Continua sem um tecido empresarial de base local com dimensão, a pesca aparentemente já não tem o peso de outros tempos, a agricultura podia e devia ser mais valorizada, o turismo apostou na quantidade e não na qualidade (transformou a Consolação numa espécie de Algarve dos Pobres e está rapidamente a fazer o mesmo ao Baleal; compare-se com os Belgas ou o Béltico, como agora se diz, no concelho vizinho de Óbidos) e o Estado, através da CMP, das escolas e doutros Serviços, continua a ser nitidamente o maior empregador.

Uma nota de esperança, para terminar. Sei que a Associação de Municípios do Oeste, no âmbito da qual tem sido desenvolvido algum trabalho interessante, vai transformar-se na Oeste CIM – Comunidade Intermunicipal do Oeste.
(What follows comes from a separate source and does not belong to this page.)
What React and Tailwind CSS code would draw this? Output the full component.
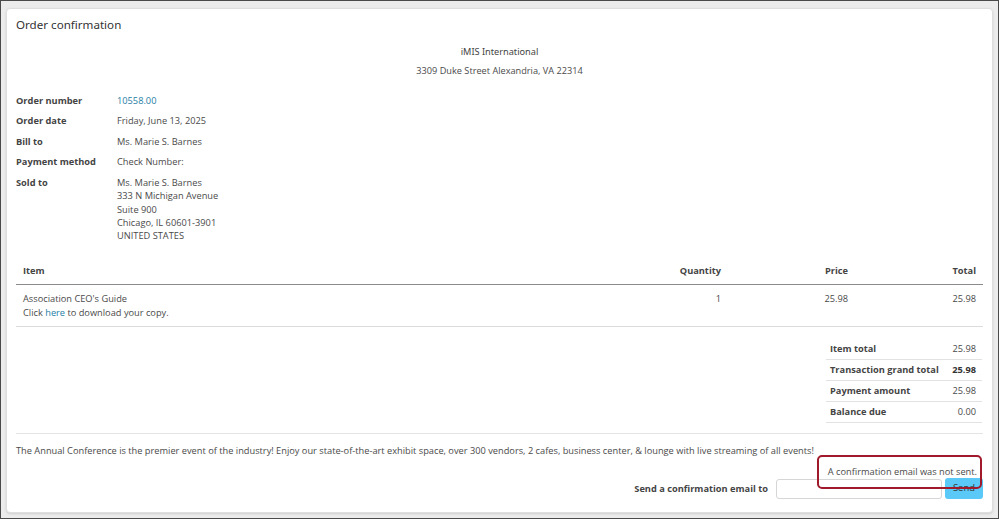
import React from 'react';

const info = [
  { label: 'Order number', lines: ['10558.00'], link: true },
  { label: 'Order date', lines: ['Friday, June 13, 2025'] },
  { label: 'Bill to', lines: ['Ms. Marie S. Barnes'] },
  { label: 'Payment method', lines: ['Check Number:'] },
  {
    label: 'Sold to',
    lines: ['Ms. Marie S. Barnes', '333 N Michigan Avenue', 'Suite 900', 'Chicago, IL 60601-3901', 'UNITED STATES'],
  },
];

const totals = [
  { label: 'Item total', value: '25.98' },
  { label: 'Transaction grand total', value: '25.98', strong: true },
  { label: 'Payment amount', value: '25.98' },
  { label: 'Balance due', value: '0.00' },
];

export default function App() {
  return (
    <div
      className="relative w-[999px] h-[519px] overflow-hidden border border-[#4a4a4a] bg-[#ececec] text-[#4a4a4a] text-[9.25px]"
      style={{ fontFamily: '"Open Sans", "Noto Sans", sans-serif' }}
    >
      <div className="mt-[7px] ml-[5px] w-[987px] h-[505px] bg-white border border-[#dedede] rounded-[4px] shadow-sm px-[9px] pt-[6px]">
        <h1 className="text-[11.6px] leading-[20px] text-[#333] font-['Noto_Sans',sans-serif]">Order confirmation</h1>

        <div className="mt-[7px] text-center text-[9.2px] leading-[19px] text-[#444]">
          <div className="font-['Noto_Sans',sans-serif]">iMIS International</div>
          <div className="text-[#4a4a4a]">3309 Duke Street Alexandria, VA 22314</div>
        </div>

        <div className="mt-[14px] flex flex-col gap-[7.2px]">
          {info.map((row) => (
            <div key={row.label} className="flex leading-[13.3px]">
              <div className="w-[101px] font-bold text-[#444]">{row.label}</div>
              <div>
                {row.lines.map((l) => (
                  <div key={l} className={row.link ? 'text-[#1f7ea6]' : ''}>
                    {l}
                  </div>
                ))}
              </div>
            </div>
          ))}
        </div>

        <div className="mt-[15px] w-[967px]">
          <div className="flex items-center h-[28px] border-b-[1.5px] border-[#8a8a8a] font-bold text-[#444]">
            <div className="flex-1 pl-[7px]">Item</div>
            <div className="w-[80px] text-right">Quantity</div>
            <div className="w-[127px] text-right">Price</div>
            <div className="w-[135px] text-right pr-[7px]">Total</div>
          </div>
          <div className="flex pt-[7px] pb-[7px] leading-[13.3px] border-b border-[#dcdcdc]">
            <div className="flex-1 pl-[7px]">
              <div>Association CEO's Guide</div>
              <div>
                Click <span className="text-[#1f7ea6]">here</span> to download your copy.
              </div>
            </div>
            <div className="w-[80px] text-right">1</div>
            <div className="w-[127px] text-right">25.98</div>
            <div className="w-[135px] text-right pr-[7px]">25.98</div>
          </div>

          <div className="mt-[12px] ml-auto w-[156px] mr-[1px]">
            {totals.map((t) => (
              <div key={t.label} className="flex items-center justify-between h-[21px] pl-[4px] pr-[6px] border-b border-[#e2e2e2]">
                <span className="font-bold text-[#444]">{t.label}</span>
                <span className={t.strong ? 'font-bold text-[#333]' : ''}>{t.value}</span>
              </div>
            ))}
          </div>

          <div className="mt-[10px] border-t border-[#e4e4e4]" />
          <p className="mt-[10px] leading-[13px]">
            The Annual Conference is the premier event of the industry! Enjoy our state-of-the-art exhibit space, over 300 vendors, 2 cafes, business center, &amp; lounge with live streaming of all events!
          </p>
          <p className="mt-[8px] leading-[13px] text-right pr-[6px]">A confirmation email was not sent.</p>
          <div className="mt-0 flex items-center justify-end">
            <span className="font-bold text-[#444] mr-[8px]">Send a confirmation email to</span>
            <input className="w-[166px] h-[20px] border border-[#d6d6d6] rounded-[3px] bg-white" />
            <button className="ml-[3px] w-[38px] h-[21px] rounded-[3px] bg-[#5bc9f7] text-[#333] text-[9.5px]">Send</button>
          </div>
        </div>
      </div>

      <div className="absolute left-[816px] top-[454px] w-[165px] h-[34px] border-2 border-[#a01a2c] rounded-[5px]" />
    </div>
  );
}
Continuo a ser muito céptico em relação à sua efectiva capacidade para promover de forma eficaz o desenvolvimento desta região.

Como atrás referi, quando os interesses internos de um mesmo concelho são muitas vezes concorrentes entre si, o que podemos esperar dos interesses de uma série de concelhos? Mas é um passo e antes um passo que nenhum.

Continuo, no entanto, convencido que é urgente um processo de regionalização estruturado e pensado diferente, que possa ter uma visão global dos problemas, liberta dos compromissos que governar uma freguesia ou um concelho impõem. E se esse processo envolver Autonomia, tanto melhor. Não devemos temer cidadãos livres. O país só terá a ganhar.

As fotos foram tiradas da net.

1 comentário:

  1. Caro Rogério
    Li com atenção o seu post acerca de Peniche, e realmente tem razão nalguns apontamentos, quando por exemplo se refere à forma de desenvolvimento urbano da Consolação ou do Baleal, do estado das muralhas ou da Fortaleza. Já noutras situações não lhe dou razão completamente, as unidades industriais existentes na marginal norte já lá estão há muitos anos, não é de agora,concordo também com a observação da espécie de anarquia na construção da zoana da Prageira, desde predios de apartamentos, a bairros Sociais a Oficinas, Armazens, Fábricas, enfim, ninguém percebe, mas começa a ser tarde para emendar aquilo.